Jennifer Roberts, director of resilient systems at ARPA-H, told the press that these capacities are particularly important in the healthcare sector, where it takes 491 days on average to patch a vulnerability, compared to 60 to 90 days in other sectors.

Additionally, the unit cost for task completion in the competition was quantified at $152, demonstrating a marked cost advantage over traditional human workforce expenditures.

“This is the new floor – it will rapidly improve. “To make ourselves safer, we need to make everyone safer. This is the way,” said Carney.

Winchell added, “We’re living in a world right now that has ancient digital scaffolding that’s holding everything up. A lot of the code bases, a lot of the languages, a lot of the ways we do business and everything we’ve built on top of it is all incurred huge technical debt over the years.”

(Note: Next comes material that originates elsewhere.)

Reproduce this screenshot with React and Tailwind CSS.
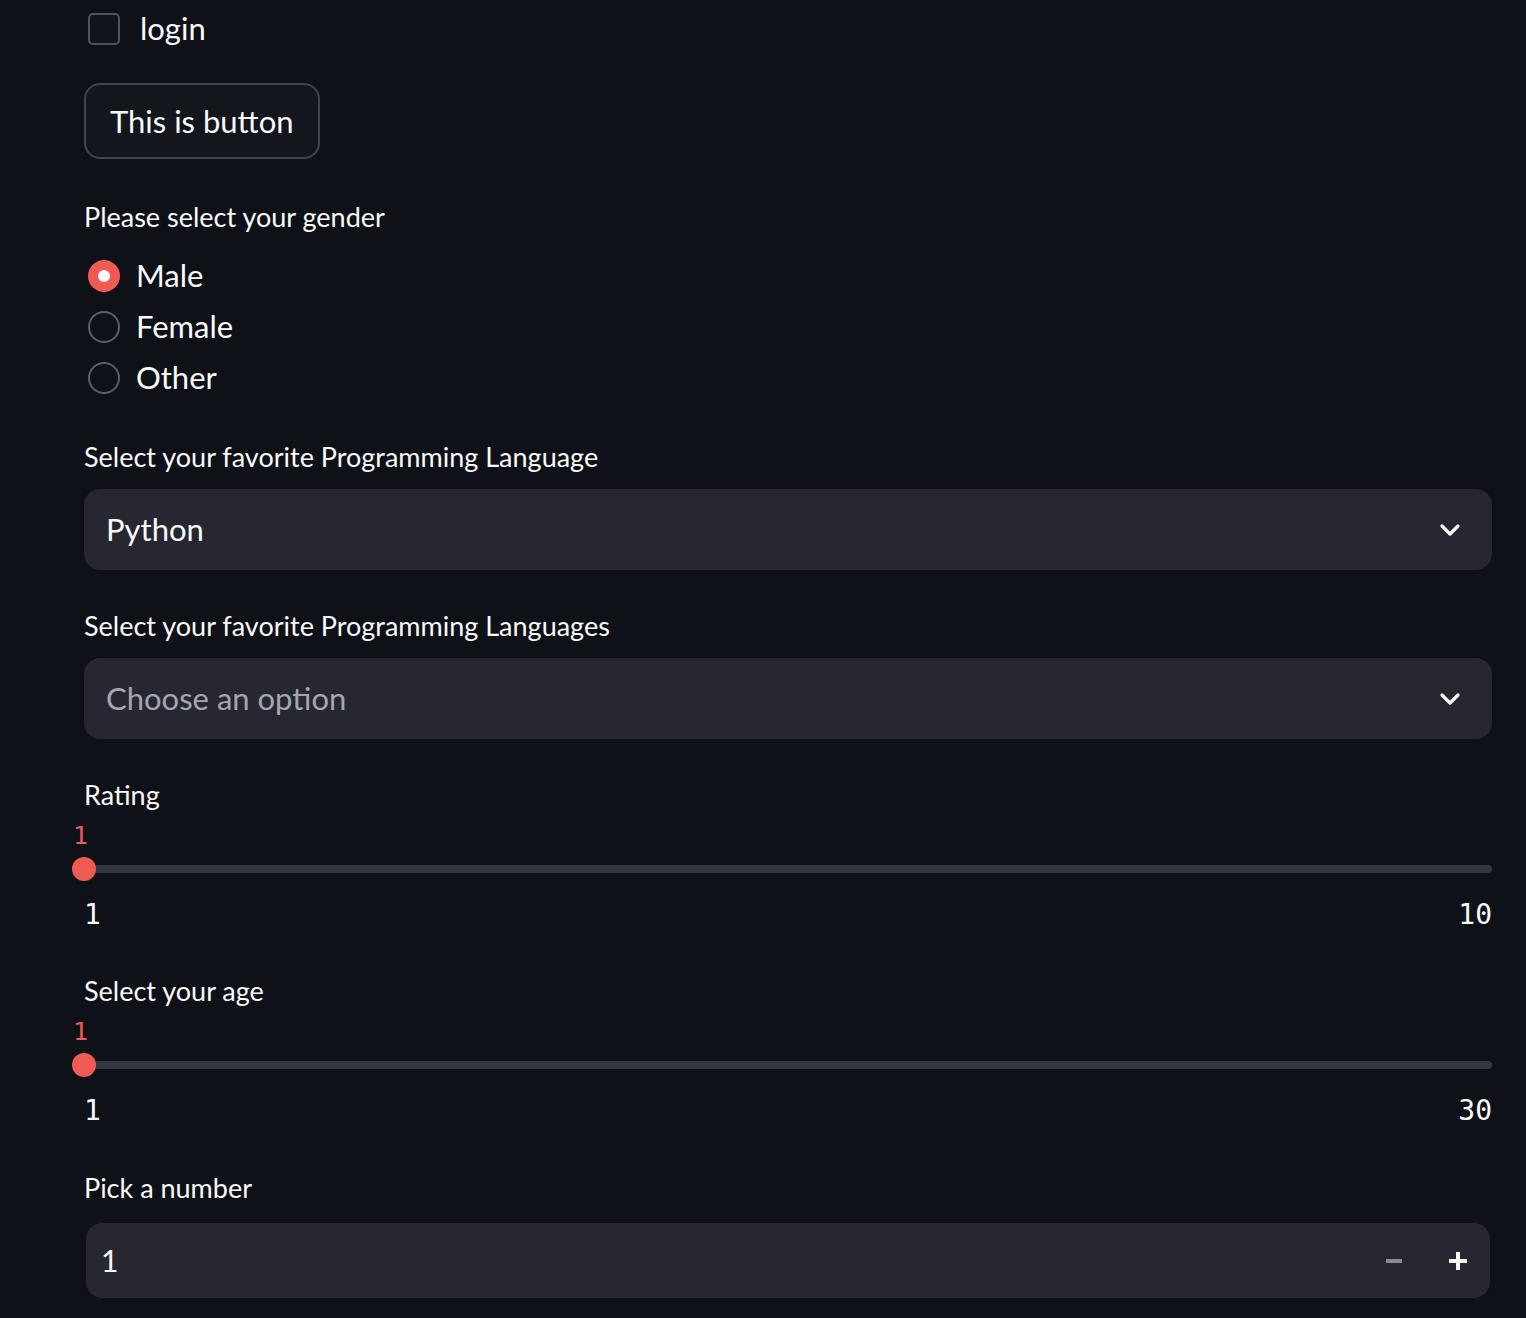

Prize Money Fuels Future AI Security Research for Top Teams

The winning team, Team Atlanta, has achieved success in several hacking competitions and academic conferences. For AIxCC, they mostly used traditional vulnerability discovery methods (e.g. dynamic analysis, static analysis, fuzzing) with OpenAI’s large language models (LLMs), such as o4-mini, GPT-4o and o3.

They topped all but one category and discovered the most real-world vulnerabilities out of the seven teams.

Asked what his team would do with the money, Taesoo Kim, the team’s chief leader and a Professor at Georgia Tech, said they agreed to offer a big part of the prize money to the institute to help support future developments in AI-powered vulnerability research.

The silver medal winner, Trail of Bits, is a small business made up of 10 engineers with deep experience in developing novel software security tools, including their own cyber reasoning system, Buttercup.

One of their most notable partners is the UK’s AI Security Institute.

For AIxCC, Trail of Bits combined Buttercup and traditional vulnerability discovery methods with LLMs like Anthropic’s Claude Sonnet 4, GPT-4.1 and GPT-4.1 mini. Their achievements include the highest number of unique vulnerability categories, also known as Common Weaknesses and Enumeration categories (CWEs).

The third winner, Theori, has a long history of winning security competitions, including eight wins at DEFCON capture the flag finals.